Sin­gles (inkl. iTu­nes-Links)
1. Smas­hing Pump­kins – Doomsday Clock
Bil­ly Cor­gan allein wird wis­sen, ob das jetzt eine (Download-)Single ist oder nicht, aber es ist auch egal: „Doomsday Clock“ ist genau der Ope­ner, auf den man sie­ben Jah­re gewar­tet hat. Jim­my Cham­ber­lin haut ein biss­chen auf den Fel­len rum, dann legen die Gitar­ren los und Bil­ly Cor­gan singt die Num­mer nach hau­se: „Plea­se don’t stop /​ It’s lonely at the top“. Der Mann weiß wovon er singt, er war schon mal ganz oben. Aber allei­ne war er eigent­lich über­all.

2. Black Rebel Motor­cy­cle Club – Ber­lin
Album über­se­hen, dann wenigs­tens die Sin­gle wür­di­gen: BRMC haben den Blues-Anteil nach „Howl“ wie­der zurück­ge­fah­ren, aber „Ber­lin“ klingt immer noch aus­rei­chend nach Ame­ri­ka, Wüs­ten­sand und Bär­ten. Wie das zum Titel pas­sen soll, ist wohl eine berech­tig­te Fra­ge, die ich aber ein­fach im Raum ste­hen las­sen möch­te, weil sie mir dort ide­al Schat­ten spen­det.

3. Her­bert Grö­ne­mey­er – Kopf hoch, tan­zen
Dass „Zwölf“ ein irgend­wie tol­les Album ist, hat­te ich ja schon mal ver­sucht aus­zu­drü­cken. Damals ver­gaß ich aber irgend­wie, die­sen Song her­vor­zu­he­ben. Das Sen­sa­tio­nel­le dar­an: 2007 klingt Grö­ne­mey­er für einen Song mehr nach den Acht­zi­gern, als er es in den meis­ten sei­ner Acht­zi­ger-Jah­re-Songs je getan hat. Dazu ein Text, der wie­der alles und nichts bedeu­ten kann, und ein wun­der­ba­res Video.
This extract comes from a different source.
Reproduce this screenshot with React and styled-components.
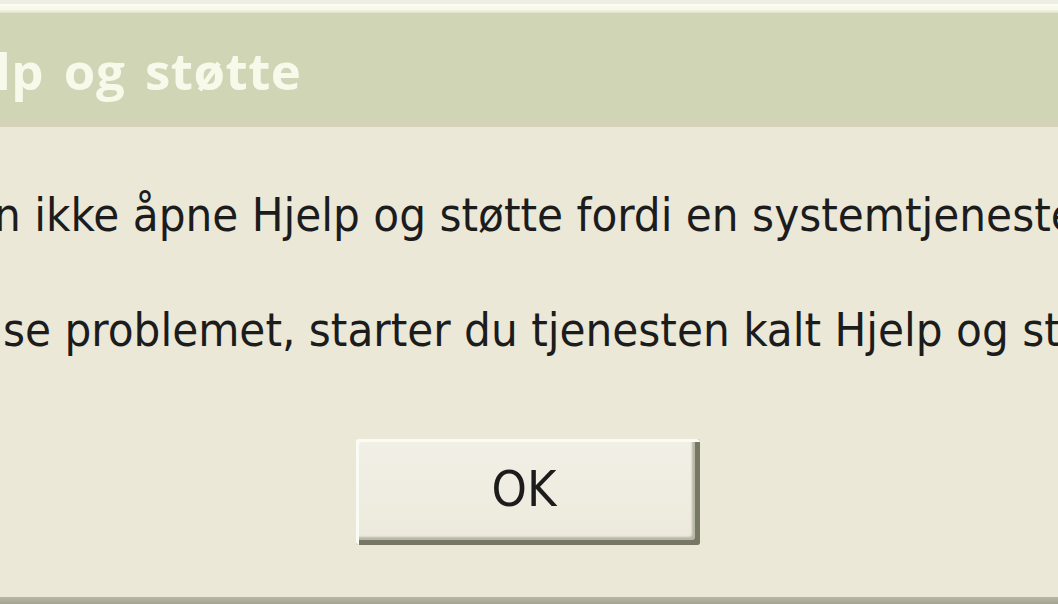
import React from 'react';
import styled, { createGlobalStyle } from 'styled-components';

const GlobalStyle = createGlobalStyle`
  html, body {
    margin: 0;
    padding: 0;
    background: #ebe8d8;
    overflow: hidden;
  }
`;

const Window = styled.div`
  width: 1058px;
  height: 604px;
  display: flex;
  flex-direction: column;
  background: #ebe8d8;
  overflow: hidden;
`;

const TopEdge = styled.div`
  height: 4px;
  background: #eeeee4;
`;

const Highlight = styled.div`
  height: 9px;
  background: linear-gradient(#fbfdf0, #f6f9e8 60%, #dfe2c8);
`;

const TitleBar = styled.div`
  height: 114px;
  display: flex;
  align-items: center;
  background: linear-gradient(#d0d5b6 0%, #d0d5b5 92%, #d6d2bc 100%);
  overflow: hidden;
`;

const Title = styled.h1`
  margin: 0 0 0 -91px;
  font-family: "Trebuchet MS", "Open Sans", "DejaVu Sans", sans-serif;
  font-weight: 700;
  font-size: 51px;
  color: #f7faea;
  white-space: nowrap;
  letter-spacing: 0.5px;
  word-spacing: 6px;
`;

const Body = styled.div`
  flex: 1;
  display: flex;
  flex-direction: column;
  padding-top: 60px;
`;

const Message = styled.p`
  margin: 0;
  height: 115px;
  font-family: Tahoma, "DejaVu Sans Condensed", "DejaVu Sans", sans-serif;
  font-size: 47px;
  color: #1c1c1c;
  white-space: nowrap;
  overflow: hidden;
  text-indent: ${p => p.$indent || 0}px;
`;

const ButtonRow = styled.div`
  display: flex;
  justify-content: center;
  margin-top: 22px;
  padding-right: 2px;
`;

const OkButton = styled.button`
  width: 344px;
  height: 106px;
  box-sizing: border-box;
  background: linear-gradient(#f2f0e6, #ece9dc);
  border: none;
  border-radius: 3px;
  box-shadow:
    inset 3px 3px 0 #fbfbf6,
    inset -5px -5px 0 #777766,
    inset -8px -8px 2px #b9b7a6;
  font-family: Tahoma, "DejaVu Sans Condensed", "DejaVu Sans", sans-serif;
  font-size: 50px;
  color: #1c1c1c;
  padding: 0 8px 6px 0;
`;

const BottomEdge = styled.div`
  height: 7px;
  background: linear-gradient(#b8b7a6, #a4a392);
`;

export default function App() {
  return (
    <>
      <GlobalStyle />
      <Window>
        <TopEdge />
        <Highlight />
        <TitleBar>
          <Title>Hjelp og støtte</Title>
        </TitleBar>
        <Body>
          <Message $indent={-6}>n ikke åpne Hjelp og støtte fordi en systemtjeneste ikke kjører.</Message>
          <Message $indent={3}>se problemet, starter du tjenesten kalt Hjelp og støtte.</Message>
          <ButtonRow>
            <OkButton>OK</OkButton>
          </ButtonRow>
        </Body>
        <BottomEdge />
      </Window>
    </>
  );
}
4. The Elec­tric Soft Para­de – Misun­derstan­ding
Die Sech­zi­ger Jah­re waren lan­ge vor­bei, als Alex und Tom White gebo­ren wur­den. Trotz­dem klingt „Misun­derstan­ding“ nach Beach Boys und Kinks – oder genau­er: so, wie die­se Bands heu­te klin­gen wür­den. Twang, twang, schun­kel, schun­kel!

5. Feist – 1234
Musik im Som­mer 2007 soll­te sowohl bei strah­len­dem Son­nen­schein, als auch bei tage­lan­gem Regen funk­tio­nie­ren. Voi­là: „1234“ von Feist eig­net sich da bes­tens zu. Indie­folk mit dezen­ten Coun­try-Ein­flüs­sen oder irgend­wie sowas, dazu die­se Stim­me. Das dazu­ge­hö­ri­ge Album hat­te ich übri­gens im April über­se­hen.

Außer Kon­kur­renz: The Rol­ling Stones – Paint It, Black
Nach „Should I Stay Or Should I Go“ (Jeans) und „Para­no­id“ (Tank­stel­le) jetzt der nächs­te Rock-Klas­si­ker, dem das Wer­be­fern­se­hen (Tele­fon­ge­döns) zu einem Come­back ver­hilft. Und nach dem Nep­tu­nes-Remix von „Sym­pa­thy For The Devil“ schon der zwei­te Kon­takt der Nuller Jugend mit der Band, die ihre Groß­vä­ter sein könn­ten. Aber der Song ist nun mal auch nach 41 Jah­ren noch der blan­ke Wahn­sinn.